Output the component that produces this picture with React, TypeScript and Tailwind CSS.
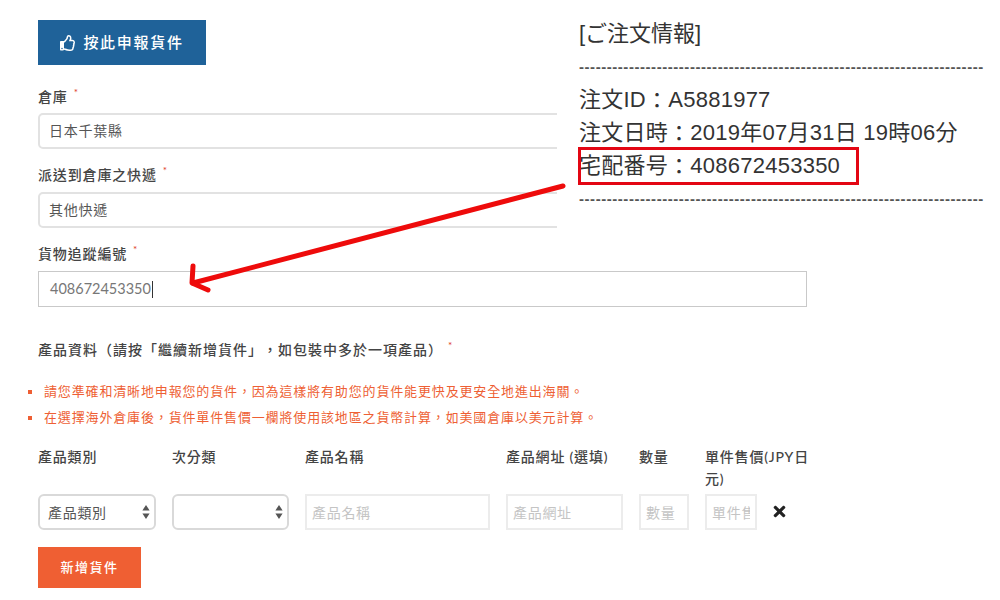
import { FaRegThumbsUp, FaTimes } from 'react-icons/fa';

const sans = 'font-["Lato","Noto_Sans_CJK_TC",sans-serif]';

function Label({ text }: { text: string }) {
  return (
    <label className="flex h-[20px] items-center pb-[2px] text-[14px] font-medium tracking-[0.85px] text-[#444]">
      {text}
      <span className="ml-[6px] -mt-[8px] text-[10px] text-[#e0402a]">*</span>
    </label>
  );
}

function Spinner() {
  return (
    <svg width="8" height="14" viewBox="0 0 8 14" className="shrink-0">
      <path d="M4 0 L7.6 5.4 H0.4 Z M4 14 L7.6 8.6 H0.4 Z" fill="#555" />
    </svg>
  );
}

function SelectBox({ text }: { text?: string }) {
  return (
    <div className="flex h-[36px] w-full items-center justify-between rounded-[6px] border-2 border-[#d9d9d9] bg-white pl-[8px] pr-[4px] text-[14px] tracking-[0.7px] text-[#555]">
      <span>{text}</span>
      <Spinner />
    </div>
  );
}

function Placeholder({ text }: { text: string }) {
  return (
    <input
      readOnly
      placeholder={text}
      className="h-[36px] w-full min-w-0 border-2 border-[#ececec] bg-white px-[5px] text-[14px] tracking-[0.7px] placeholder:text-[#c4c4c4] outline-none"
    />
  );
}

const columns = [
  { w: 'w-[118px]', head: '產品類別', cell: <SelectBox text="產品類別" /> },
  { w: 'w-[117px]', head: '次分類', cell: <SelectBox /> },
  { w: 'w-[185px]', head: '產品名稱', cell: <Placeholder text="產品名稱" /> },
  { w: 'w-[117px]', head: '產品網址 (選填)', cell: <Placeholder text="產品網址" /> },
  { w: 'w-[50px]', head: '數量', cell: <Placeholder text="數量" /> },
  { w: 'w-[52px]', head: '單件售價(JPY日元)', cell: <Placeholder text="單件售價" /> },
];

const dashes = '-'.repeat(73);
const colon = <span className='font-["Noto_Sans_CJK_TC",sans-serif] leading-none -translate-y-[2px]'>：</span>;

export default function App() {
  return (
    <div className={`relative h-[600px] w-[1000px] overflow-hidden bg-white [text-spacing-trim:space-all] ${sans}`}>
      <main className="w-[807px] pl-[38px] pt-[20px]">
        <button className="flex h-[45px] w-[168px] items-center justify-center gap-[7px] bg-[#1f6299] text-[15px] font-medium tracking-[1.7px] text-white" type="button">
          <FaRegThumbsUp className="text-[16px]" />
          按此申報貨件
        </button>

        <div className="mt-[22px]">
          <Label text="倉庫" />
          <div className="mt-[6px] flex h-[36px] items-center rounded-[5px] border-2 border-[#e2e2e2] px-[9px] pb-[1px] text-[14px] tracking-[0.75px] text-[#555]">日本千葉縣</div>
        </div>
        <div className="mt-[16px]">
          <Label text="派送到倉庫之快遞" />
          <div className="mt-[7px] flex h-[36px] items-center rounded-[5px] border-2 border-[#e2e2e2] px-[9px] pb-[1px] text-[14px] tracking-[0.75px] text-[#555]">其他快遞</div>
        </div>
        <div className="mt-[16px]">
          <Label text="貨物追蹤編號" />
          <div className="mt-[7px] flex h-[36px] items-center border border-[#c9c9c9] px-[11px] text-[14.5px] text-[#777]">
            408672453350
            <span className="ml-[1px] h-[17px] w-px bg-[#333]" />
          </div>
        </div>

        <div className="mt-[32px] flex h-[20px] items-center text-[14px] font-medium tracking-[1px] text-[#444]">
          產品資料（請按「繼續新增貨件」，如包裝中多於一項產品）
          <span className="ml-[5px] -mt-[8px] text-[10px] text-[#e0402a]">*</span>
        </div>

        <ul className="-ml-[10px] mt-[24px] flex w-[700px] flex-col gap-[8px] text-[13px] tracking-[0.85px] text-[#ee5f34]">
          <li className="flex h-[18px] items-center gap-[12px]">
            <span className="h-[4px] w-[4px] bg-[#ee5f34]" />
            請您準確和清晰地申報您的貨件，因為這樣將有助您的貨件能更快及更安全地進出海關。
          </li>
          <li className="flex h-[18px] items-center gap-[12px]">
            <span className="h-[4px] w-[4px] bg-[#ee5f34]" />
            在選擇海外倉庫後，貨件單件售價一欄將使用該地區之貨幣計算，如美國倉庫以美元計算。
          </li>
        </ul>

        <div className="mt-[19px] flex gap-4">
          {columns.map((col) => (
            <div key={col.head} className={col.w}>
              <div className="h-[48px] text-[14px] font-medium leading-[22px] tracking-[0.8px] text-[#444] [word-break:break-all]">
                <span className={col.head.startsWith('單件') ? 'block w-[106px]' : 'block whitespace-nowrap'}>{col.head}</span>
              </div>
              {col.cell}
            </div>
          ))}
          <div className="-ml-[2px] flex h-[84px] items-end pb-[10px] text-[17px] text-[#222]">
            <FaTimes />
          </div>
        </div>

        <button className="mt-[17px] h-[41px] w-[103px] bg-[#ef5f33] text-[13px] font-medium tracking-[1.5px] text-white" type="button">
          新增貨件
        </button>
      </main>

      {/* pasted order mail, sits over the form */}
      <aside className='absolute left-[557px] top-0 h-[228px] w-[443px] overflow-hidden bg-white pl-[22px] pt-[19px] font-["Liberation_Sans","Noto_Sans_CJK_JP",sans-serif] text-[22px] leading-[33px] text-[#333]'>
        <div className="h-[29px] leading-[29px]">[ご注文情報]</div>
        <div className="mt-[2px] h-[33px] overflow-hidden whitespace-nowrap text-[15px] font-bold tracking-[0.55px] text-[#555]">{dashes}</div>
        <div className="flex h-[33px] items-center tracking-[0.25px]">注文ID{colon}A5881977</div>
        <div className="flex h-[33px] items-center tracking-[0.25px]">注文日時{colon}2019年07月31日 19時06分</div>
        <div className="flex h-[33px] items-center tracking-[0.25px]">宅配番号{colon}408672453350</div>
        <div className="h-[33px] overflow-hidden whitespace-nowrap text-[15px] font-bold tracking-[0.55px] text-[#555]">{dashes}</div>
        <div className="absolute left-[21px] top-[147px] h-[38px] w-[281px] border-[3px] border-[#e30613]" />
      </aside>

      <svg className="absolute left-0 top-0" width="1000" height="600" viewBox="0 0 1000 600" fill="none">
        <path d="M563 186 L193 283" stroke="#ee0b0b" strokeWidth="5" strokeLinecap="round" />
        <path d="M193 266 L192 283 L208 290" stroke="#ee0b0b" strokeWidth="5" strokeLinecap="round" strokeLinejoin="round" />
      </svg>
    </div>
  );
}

═══

Write out the material above again, word for word, minus its pictures.

Output the component that produces this picture with React, TypeScript and Tailwind CSS.
import { FaRegThumbsUp, FaTimes } from 'react-icons/fa';

const sans = 'font-["Lato","Noto_Sans_CJK_TC",sans-serif]';

function Label({ text }: { text: string }) {
  return (
    <label className="flex h-[20px] items-center pb-[2px] text-[14px] font-medium tracking-[0.85px] text-[#444]">
      {text}
      <span className="ml-[6px] -mt-[8px] text-[10px] text-[#e0402a]">*</span>
    </label>
  );
}

function Spinner() {
  return (
    <svg width="8" height="14" viewBox="0 0 8 14" className="shrink-0">
      <path d="M4 0 L7.6 5.4 H0.4 Z M4 14 L7.6 8.6 H0.4 Z" fill="#555" />
    </svg>
  );
}

function SelectBox({ text }: { text?: string }) {
  return (
    <div className="flex h-[36px] w-full items-center justify-between rounded-[6px] border-2 border-[#d9d9d9] bg-white pl-[8px] pr-[4px] text-[14px] tracking-[0.7px] text-[#555]">
      <span>{text}</span>
      <Spinner />
    </div>
  );
}

function Placeholder({ text }: { text: string }) {
  return (
    <input
      readOnly
      placeholder={text}
      className="h-[36px] w-full min-w-0 border-2 border-[#ececec] bg-white px-[5px] text-[14px] tracking-[0.7px] placeholder:text-[#c4c4c4] outline-none"
    />
  );
}

const columns = [
  { w: 'w-[118px]', head: '產品類別', cell: <SelectBox text="產品類別" /> },
  { w: 'w-[117px]', head: '次分類', cell: <SelectBox /> },
  { w: 'w-[185px]', head: '產品名稱', cell: <Placeholder text="產品名稱" /> },
  { w: 'w-[117px]', head: '產品網址 (選填)', cell: <Placeholder text="產品網址" /> },
  { w: 'w-[50px]', head: '數量', cell: <Placeholder text="數量" /> },
  { w: 'w-[52px]', head: '單件售價(JPY日元)', cell: <Placeholder text="單件售價" /> },
];

const dashes = '-'.repeat(73);
const colon = <span className='font-["Noto_Sans_CJK_TC",sans-serif] leading-none -translate-y-[2px]'>：</span>;

export default function App() {
  return (
    <div className={`relative h-[600px] w-[1000px] overflow-hidden bg-white [text-spacing-trim:space-all] ${sans}`}>
      <main className="w-[807px] pl-[38px] pt-[20px]">
        <button className="flex h-[45px] w-[168px] items-center justify-center gap-[7px] bg-[#1f6299] text-[15px] font-medium tracking-[1.7px] text-white" type="button">
          <FaRegThumbsUp className="text-[16px]" />
          按此申報貨件
        </button>

        <div className="mt-[22px]">
          <Label text="倉庫" />
          <div className="mt-[6px] flex h-[36px] items-center rounded-[5px] border-2 border-[#e2e2e2] px-[9px] pb-[1px] text-[14px] tracking-[0.75px] text-[#555]">日本千葉縣</div>
        </div>
        <div className="mt-[16px]">
          <Label text="派送到倉庫之快遞" />
          <div className="mt-[7px] flex h-[36px] items-center rounded-[5px] border-2 border-[#e2e2e2] px-[9px] pb-[1px] text-[14px] tracking-[0.75px] text-[#555]">其他快遞</div>
        </div>
        <div className="mt-[16px]">
          <Label text="貨物追蹤編號" />
          <div className="mt-[7px] flex h-[36px] items-center border border-[#c9c9c9] px-[11px] text-[14.5px] text-[#777]">
            408672453350
            <span className="ml-[1px] h-[17px] w-px bg-[#333]" />
          </div>
        </div>

        <div className="mt-[32px] flex h-[20px] items-center text-[14px] font-medium tracking-[1px] text-[#444]">
          產品資料（請按「繼續新增貨件」，如包裝中多於一項產品）
          <span className="ml-[5px] -mt-[8px] text-[10px] text-[#e0402a]">*</span>
        </div>

        <ul className="-ml-[10px] mt-[24px] flex w-[700px] flex-col gap-[8px] text-[13px] tracking-[0.85px] text-[#ee5f34]">
          <li className="flex h-[18px] items-center gap-[12px]">
            <span className="h-[4px] w-[4px] bg-[#ee5f34]" />
            請您準確和清晰地申報您的貨件，因為這樣將有助您的貨件能更快及更安全地進出海關。
          </li>
          <li className="flex h-[18px] items-center gap-[12px]">
            <span className="h-[4px] w-[4px] bg-[#ee5f34]" />
            在選擇海外倉庫後，貨件單件售價一欄將使用該地區之貨幣計算，如美國倉庫以美元計算。
          </li>
        </ul>

        <div className="mt-[19px] flex gap-4">
          {columns.map((col) => (
            <div key={col.head} className={col.w}>
              <div className="h-[48px] text-[14px] font-medium leading-[22px] tracking-[0.8px] text-[#444] [word-break:break-all]">
                <span className={col.head.startsWith('單件') ? 'block w-[106px]' : 'block whitespace-nowrap'}>{col.head}</span>
              </div>
              {col.cell}
            </div>
          ))}
          <div className="-ml-[2px] flex h-[84px] items-end pb-[10px] text-[17px] text-[#222]">
            <FaTimes />
          </div>
        </div>

        <button className="mt-[17px] h-[41px] w-[103px] bg-[#ef5f33] text-[13px] font-medium tracking-[1.5px] text-white" type="button">
          新增貨件
        </button>
      </main>

      {/* pasted order mail, sits over the form */}
      <aside className='absolute left-[557px] top-0 h-[228px] w-[443px] overflow-hidden bg-white pl-[22px] pt-[19px] font-["Liberation_Sans","Noto_Sans_CJK_JP",sans-serif] text-[22px] leading-[33px] text-[#333]'>
        <div className="h-[29px] leading-[29px]">[ご注文情報]</div>
        <div className="mt-[2px] h-[33px] overflow-hidden whitespace-nowrap text-[15px] font-bold tracking-[0.55px] text-[#555]">{dashes}</div>
        <div className="flex h-[33px] items-center tracking-[0.25px]">注文ID{colon}A5881977</div>
        <div className="flex h-[33px] items-center tracking-[0.25px]">注文日時{colon}2019年07月31日 19時06分</div>
        <div className="flex h-[33px] items-center tracking-[0.25px]">宅配番号{colon}408672453350</div>
        <div className="h-[33px] overflow-hidden whitespace-nowrap text-[15px] font-bold tracking-[0.55px] text-[#555]">{dashes}</div>
        <div className="absolute left-[21px] top-[147px] h-[38px] w-[281px] border-[3px] border-[#e30613]" />
      </aside>

      <svg className="absolute left-0 top-0" width="1000" height="600" viewBox="0 0 1000 600" fill="none">
        <path d="M563 186 L193 283" stroke="#ee0b0b" strokeWidth="5" strokeLinecap="round" />
        <path d="M193 266 L192 283 L208 290" stroke="#ee0b0b" strokeWidth="5" strokeLinecap="round" strokeLinejoin="round" />
      </svg>
    </div>
  );
}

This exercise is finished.